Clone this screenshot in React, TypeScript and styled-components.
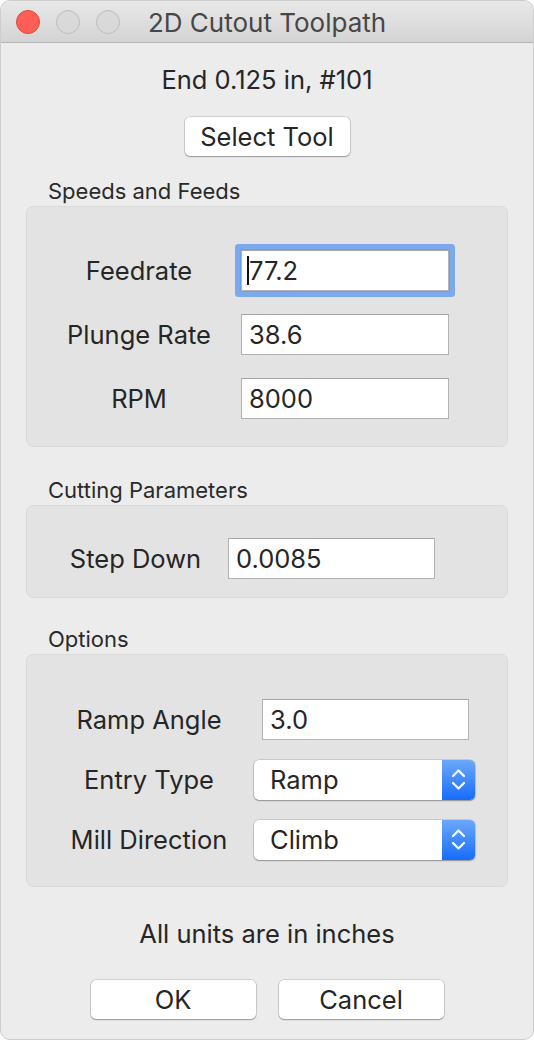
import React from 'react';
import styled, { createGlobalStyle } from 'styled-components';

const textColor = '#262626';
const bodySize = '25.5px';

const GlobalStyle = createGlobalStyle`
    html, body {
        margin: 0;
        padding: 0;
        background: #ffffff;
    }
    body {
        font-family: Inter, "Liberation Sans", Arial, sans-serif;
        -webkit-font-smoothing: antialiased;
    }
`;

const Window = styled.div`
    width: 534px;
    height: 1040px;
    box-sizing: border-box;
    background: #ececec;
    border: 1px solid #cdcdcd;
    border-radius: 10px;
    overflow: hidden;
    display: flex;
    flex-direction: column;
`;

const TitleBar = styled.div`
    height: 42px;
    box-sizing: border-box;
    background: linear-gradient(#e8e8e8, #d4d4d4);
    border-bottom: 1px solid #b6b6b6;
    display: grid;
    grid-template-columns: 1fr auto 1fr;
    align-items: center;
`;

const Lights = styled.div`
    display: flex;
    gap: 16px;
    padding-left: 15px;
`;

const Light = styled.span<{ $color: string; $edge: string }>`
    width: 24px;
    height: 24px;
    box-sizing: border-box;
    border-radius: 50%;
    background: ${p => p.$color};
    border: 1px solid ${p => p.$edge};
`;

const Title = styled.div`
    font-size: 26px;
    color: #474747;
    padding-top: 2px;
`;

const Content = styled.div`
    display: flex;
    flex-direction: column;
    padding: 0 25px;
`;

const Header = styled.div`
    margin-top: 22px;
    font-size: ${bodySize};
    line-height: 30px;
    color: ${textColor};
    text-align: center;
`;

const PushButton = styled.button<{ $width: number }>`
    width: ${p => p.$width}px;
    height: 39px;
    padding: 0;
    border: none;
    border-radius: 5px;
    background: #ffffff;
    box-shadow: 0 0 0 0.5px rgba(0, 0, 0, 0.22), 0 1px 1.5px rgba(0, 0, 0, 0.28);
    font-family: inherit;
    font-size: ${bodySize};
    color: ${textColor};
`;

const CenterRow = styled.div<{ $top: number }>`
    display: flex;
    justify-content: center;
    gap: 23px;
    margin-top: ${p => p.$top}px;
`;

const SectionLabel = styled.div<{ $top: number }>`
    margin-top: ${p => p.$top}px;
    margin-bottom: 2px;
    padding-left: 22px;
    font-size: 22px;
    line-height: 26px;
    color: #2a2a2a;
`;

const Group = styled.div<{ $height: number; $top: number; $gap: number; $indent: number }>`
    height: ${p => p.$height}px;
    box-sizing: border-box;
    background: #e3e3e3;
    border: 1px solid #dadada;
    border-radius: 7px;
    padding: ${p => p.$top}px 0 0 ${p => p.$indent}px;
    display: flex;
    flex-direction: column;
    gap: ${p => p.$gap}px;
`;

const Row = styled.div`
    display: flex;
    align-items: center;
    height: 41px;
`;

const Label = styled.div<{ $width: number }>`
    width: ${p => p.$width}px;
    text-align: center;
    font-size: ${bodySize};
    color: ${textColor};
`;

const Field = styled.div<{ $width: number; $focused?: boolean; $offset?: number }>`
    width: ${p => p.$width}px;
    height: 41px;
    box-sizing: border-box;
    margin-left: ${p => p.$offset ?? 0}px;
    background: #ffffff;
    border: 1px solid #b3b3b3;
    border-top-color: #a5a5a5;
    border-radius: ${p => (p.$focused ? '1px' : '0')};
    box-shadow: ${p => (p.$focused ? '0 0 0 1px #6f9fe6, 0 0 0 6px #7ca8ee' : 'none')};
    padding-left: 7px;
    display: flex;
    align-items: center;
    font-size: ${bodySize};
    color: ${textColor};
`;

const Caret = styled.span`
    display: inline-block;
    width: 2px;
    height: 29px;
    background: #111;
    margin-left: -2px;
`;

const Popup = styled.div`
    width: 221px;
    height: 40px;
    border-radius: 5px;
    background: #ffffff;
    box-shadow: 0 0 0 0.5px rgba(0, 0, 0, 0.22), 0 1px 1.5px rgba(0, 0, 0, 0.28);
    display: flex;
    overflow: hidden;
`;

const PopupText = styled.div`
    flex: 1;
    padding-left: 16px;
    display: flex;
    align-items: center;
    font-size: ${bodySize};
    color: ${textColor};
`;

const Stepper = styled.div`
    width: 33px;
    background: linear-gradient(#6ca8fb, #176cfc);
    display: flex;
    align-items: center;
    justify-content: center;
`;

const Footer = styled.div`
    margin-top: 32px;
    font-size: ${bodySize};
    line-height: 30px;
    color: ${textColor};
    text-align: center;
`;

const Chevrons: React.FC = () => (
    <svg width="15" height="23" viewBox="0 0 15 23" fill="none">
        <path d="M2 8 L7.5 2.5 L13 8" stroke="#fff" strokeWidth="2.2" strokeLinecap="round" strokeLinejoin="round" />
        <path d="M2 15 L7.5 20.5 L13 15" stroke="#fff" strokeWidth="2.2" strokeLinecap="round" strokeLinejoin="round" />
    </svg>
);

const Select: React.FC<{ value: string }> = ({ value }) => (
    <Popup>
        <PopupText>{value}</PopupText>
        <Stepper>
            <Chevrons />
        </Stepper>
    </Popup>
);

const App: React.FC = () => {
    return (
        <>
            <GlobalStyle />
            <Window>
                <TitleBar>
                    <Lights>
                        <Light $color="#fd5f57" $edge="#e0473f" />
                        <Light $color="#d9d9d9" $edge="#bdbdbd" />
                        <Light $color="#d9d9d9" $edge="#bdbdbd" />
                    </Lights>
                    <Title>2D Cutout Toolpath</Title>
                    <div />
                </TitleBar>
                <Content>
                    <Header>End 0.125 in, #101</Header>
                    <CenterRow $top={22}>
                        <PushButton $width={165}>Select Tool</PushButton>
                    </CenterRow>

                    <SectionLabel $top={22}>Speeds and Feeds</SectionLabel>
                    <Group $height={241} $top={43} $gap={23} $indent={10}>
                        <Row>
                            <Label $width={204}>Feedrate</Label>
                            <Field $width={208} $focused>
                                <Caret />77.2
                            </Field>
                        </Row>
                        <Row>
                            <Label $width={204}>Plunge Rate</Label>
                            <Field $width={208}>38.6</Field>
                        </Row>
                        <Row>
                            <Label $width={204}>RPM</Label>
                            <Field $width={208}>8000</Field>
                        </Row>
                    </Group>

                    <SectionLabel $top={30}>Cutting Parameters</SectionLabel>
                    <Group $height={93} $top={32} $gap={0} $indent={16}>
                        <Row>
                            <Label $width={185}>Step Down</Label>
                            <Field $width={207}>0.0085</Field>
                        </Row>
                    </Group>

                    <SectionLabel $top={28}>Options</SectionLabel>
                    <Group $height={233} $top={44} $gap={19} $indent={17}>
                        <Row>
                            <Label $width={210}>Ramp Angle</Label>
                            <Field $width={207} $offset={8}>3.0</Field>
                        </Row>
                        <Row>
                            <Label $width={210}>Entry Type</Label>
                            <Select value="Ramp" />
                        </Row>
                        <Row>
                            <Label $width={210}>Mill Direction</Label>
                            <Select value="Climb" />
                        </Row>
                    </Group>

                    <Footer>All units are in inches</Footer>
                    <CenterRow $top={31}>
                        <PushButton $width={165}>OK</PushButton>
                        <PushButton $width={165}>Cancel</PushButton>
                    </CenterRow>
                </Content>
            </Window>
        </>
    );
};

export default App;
○ ○ ○
▶ **The request**
Leave out any pictures and return exactly the lines from the beginning of the data through the line with "const bodySize = '25.5px';", inclusive.

▶ **Output for this exercise**
Clone this screenshot in React, TypeScript and styled-components.
import React from 'react';
import styled, { createGlobalStyle } from 'styled-components';

const textColor = '#262626';
const bodySize = '25.5px';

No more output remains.